Louisville city directories, for the years 1914 through 1919, said King resided at the YMCA. On September 12, 1918, King signed his World War I draft card. He was an artist with the Louisville Herald, and named his mother as his nearest relative. King’s description was medium height and slender build with blue eyes and black hair.

Who Was Who said King married Hortense Flexner, on April 30, 1919, who was an editor at the Herald.

Several months later, an exhibition of King’s caricatures made its way to New York as reviewed in the New York Sun, September 14, 1919:

An exhibit of sixty “quasi-caricatures” by Wyncie King, one of the best known caricaturists in America, is being shown at the Morristown (N. Y.) Library for two weeks. The drawings include sketches of prominent Americans in various fields and physiognomic types. It is planned to hang the exhibit in New York at the close of the Morristown engagement.
Press notices from other cities where the drawings have been shown describe Mr. King’s work as a departure from the art of caricature as it is commonly practiced, in that the eccentricities of the subjects are treated with a restrained emphasis that stops short of grotesque distortion.
Included in the exhibit are sketches of some of the more prominent of the striking actors, a number of political celebrities and members of the foreign military mission sent to this country during the war. One group of “types” that has elicited considerable comment consists of drawings of members of the Legislature of a State visited recently by Mr. King for the purpose of getting these studies.
The Kings’ address in the 1920 census was 418 Fountain Court, Louisville.

King’s widow mother passed away January 15, 1921.


King’s advertising work was written up in the Boot and Shoe Recorder, August 13, 1921, and The American Hatter, September 1921. King and Hortense were mentioned in the October 1921 issue of The Bookman.

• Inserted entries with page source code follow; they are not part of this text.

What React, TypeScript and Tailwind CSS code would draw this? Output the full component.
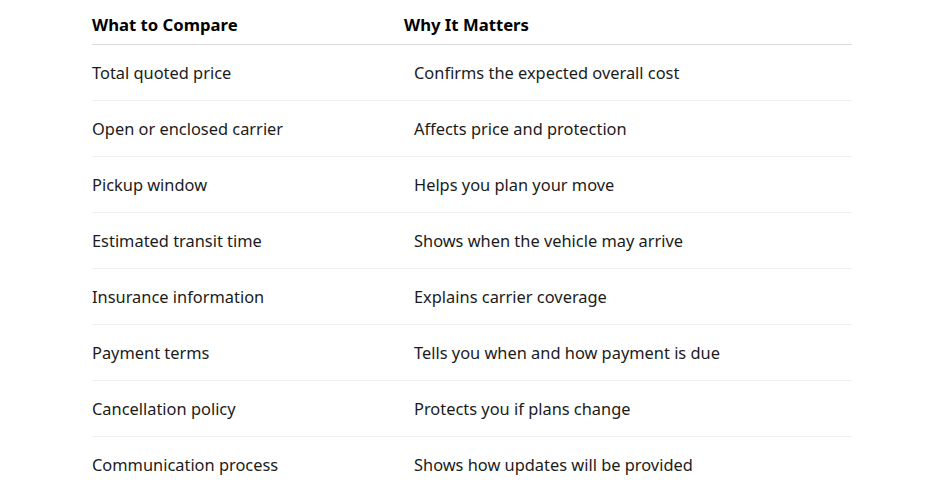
const rows: [string, string][] = [
  ["Total quoted price", "Confirms the expected overall cost"],
  ["Open or enclosed carrier", "Affects price and protection"],
  ["Pickup window", "Helps you plan your move"],
  ["Estimated transit time", "Shows when the vehicle may arrive"],
  ["Insurance information", "Explains carrier coverage"],
  ["Payment terms", "Tells you when and how payment is due"],
  ["Cancellation policy", "Protects you if plans change"],
  ["Communication process", "Shows how updates will be provided"],
];

export default function App() {
  return (
    <div
      className="min-h-screen bg-white px-[92px] text-[#1b1b1b]"
      style={{ fontFamily: '"Noto Sans", "Open Sans", sans-serif' }}
    >
      <table className="w-[760px] border-collapse text-left">
        <thead>
          <tr className="h-[44px] border-b border-[#dcdcdc]">
            <th className="w-[312px] pt-[6px] text-[16.7px] font-bold text-black">What to Compare</th>
            <th className="pt-[6px] text-[16.7px] font-bold text-black">Why It Matters</th>
          </tr>
        </thead>
        <tbody>
          {rows.map(([what, why], i) => (
            <tr
              key={what}
              className={i < rows.length - 1 ? "h-[56px] border-b border-[#f0f0f0]" : "h-[56px]"}
            >
              <td className="pt-[2px] text-[16.4px]">{what}</td>
              <td className="pl-[10px] pt-[2px] text-[16.4px]">{why}</td>
            </tr>
          ))}
        </tbody>
      </table>
    </div>
  );
}
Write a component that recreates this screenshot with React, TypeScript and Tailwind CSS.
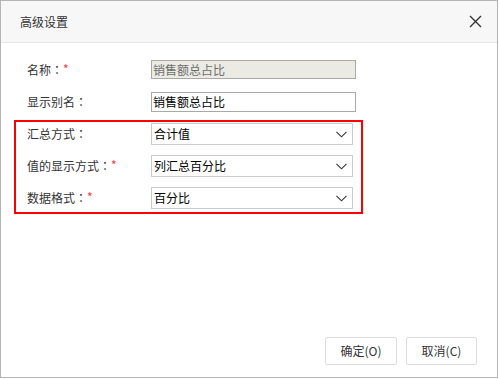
const font = { fontFamily: '"Noto Sans CJK SC", "Noto Sans", sans-serif' }
const colonFont = { fontFamily: '"Noto Sans CJK JP", sans-serif' }

function Label({ text, required }: { text: string; required?: boolean }) {
  return (
    <div className="w-[124px] shrink-0 text-[12px] text-[#333] leading-none flex items-center">
      <span>{text}</span>
      <span style={colonFont}>：</span>
      {required && <span className="text-[#f33] relative -top-[1px]">*</span>}
    </div>
  )
}

function Chevron() {
  return (
    <svg width="11" height="7" viewBox="0 0 11 7" className="mr-[5px]">
      <path d="M0.5 0.8 L5.5 5.8 L10.5 0.8" fill="none" stroke="#333" strokeWidth="1.1" />
    </svg>
  )
}

function SelectRow({ label, value, required }: { label: string; value: string; required?: boolean }) {
  return (
    <div className="flex items-center pl-[11px]">
      <Label text={label} required={required} />
      <div className="w-[202px] h-[22px] border border-[#ccc] bg-white flex items-center justify-between">
        <span className="pl-[2px] text-[12px] text-black leading-none">{value}</span>
        <Chevron />
      </div>
    </div>
  )
}

export default function App() {
  return (
    <div className="w-[499px] h-[379px] bg-white" style={font}>
      <div className="w-[498px] h-[378px] border border-[#b4b4b4] flex flex-col bg-white">
        <div className="h-[42px] shrink-0 bg-[#f7f7f7] border-b border-[#e6e6e6] flex items-center justify-between pl-[19px] pr-[15px]">
          <span className="text-[12px] text-[#333]">高级设置</span>
          <svg width="13" height="13" viewBox="0 0 13 13">
            <path d="M1 1 L12 12 M12 1 L1 12" stroke="#333" strokeWidth="1.4" />
          </svg>
        </div>

        <div className="pt-[17px] pl-[26px] flex flex-col gap-[13px]">
          <div className="flex items-center">
            <Label text="名称" required />
            <div className="w-[205px] h-[19px] border border-[#a9a9a9] bg-[#ebebe4] flex items-center pl-[1px] text-[12px] text-[#6d6d6d] leading-none">
              销售额总占比
            </div>
          </div>
          <div className="flex items-center">
            <Label text="显示别名" />
            <div className="w-[205px] h-[20px] border border-[#a9a9a9] bg-white flex items-center pl-[1px] text-[12px] text-black leading-none">
              销售额总占比
            </div>
          </div>
        </div>

        <div className="mt-[8px] ml-[13px] w-[349px] border-2 border-[#f00] pt-[1px] pb-[3px] flex flex-col gap-[10px]">
          <SelectRow label="汇总方式" value="合计值" />
          <SelectRow label="值的显示方式" value="列汇总百分比" required />
          <SelectRow label="数据格式" value="百分比" required />
        </div>

        <div className="flex-1" />

        <div className="flex justify-end gap-[9px] pr-[20px] pb-[12px]">
          <button className="w-[72px] h-[28px] border border-[#dcdcdc] rounded-[2px] bg-white text-[12px] text-[#333]">
            确定(O)
          </button>
          <button className="w-[71px] h-[28px] border border-[#dcdcdc] rounded-[2px] bg-white text-[12px] text-[#333]">
            取消(C)
          </button>
        </div>
      </div>
    </div>
  )
}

According to Huffman, King landed a job at the Philadelphia Public Ledger in 1921. In 1925, King was a regular contributor to the Saturday Evening Post. Hortense was a writer for Curtis Publishing from 1923 to 1929. She taught at Bryn Mawr and later, at Sarah Lawrence College.

The Kings made annual trips to Europe from 1926 to 1929. Their address on the passenger lists was College Inn, Bryn Mawr, Pennsylvania. King traveled alone in 1930.

King has not yet been found in the 1930 and 1940 censuses.

While the couple vacationed in Greece, King passed away May 2, 1961. A copy of the Department of State report, at Ancestry.com, said the place of death was at a “ ‘Greek Home’ 7 Herakleitou St. Athens, Greece”, and the cause was “occlusion of the myocardium.”

The Jersey Journal (Jersey City, New Jersey), May 4, 1961, reported his death.

New York—Wyncie King, 77, illustrator and caricaturist for many leading news papers and magazines, died Tuesday of a heart attack in Athens, Greece, where he was visiting. 
Mr. King was born in Covington, Ga., but spent most of his early years in Louisville, Ky. He began his career in 1905 as a cartoonist for The Nashville Banner and Nashville Daily News.
Until 1910 he was also an editorial cartoonist and caricaturist for The Louisville Courier-Journal and contributed to the old Chicago Record-Herald and the old New York Evening World.
From 1911 to 1921, Mr. King did cartoons, caricatures and feature drawings for The Louisville Herald. In 1921–22 his caricatures also were seen on the editorial page of The Philadelphia Ledger.
The next year his work began appearing in The New York Times Book Review and the old Life and Judge magazines. he became illustrator for The Saturday Evening Post in 1925 at the invitation of the late Cyrus Curtis, the publisher. Mr. King’s illustrations for The Post included those for article by Will Rogers.
Mr. King was well-known in Philadelphia art circles and his caricatures, many of them in water-color, of members of the Franklin Inn Club of that city still hang on the club’s walls. His work also is in the art collections of the Philadelphia Public Library, the Bryn Mawr College Library and the Filson Club of Louisville.
He had exhibited at the Art Institute of Chicago, the Pennsylvania Academy of Fine Arts and the Louisville Art Association.
Though his eyesight was failing in recent years, Mr. King did illustrations for children’s books written by his wife, Hortense Flexner King. They included “Chipper,” in 1941; “Wising Window,” in 1942, and “Puzzle Pond,” in 1948.
The Review Press-Reporter (Bronxville, New York), May 11, 1961, said King was “a former resident of the Croyden Apartments at 35 Parkview Ave., Bronxville…”, and was survived by his wife and brother, George, of Louisville.

King’s remains were buried at Sutton Island Cemetery.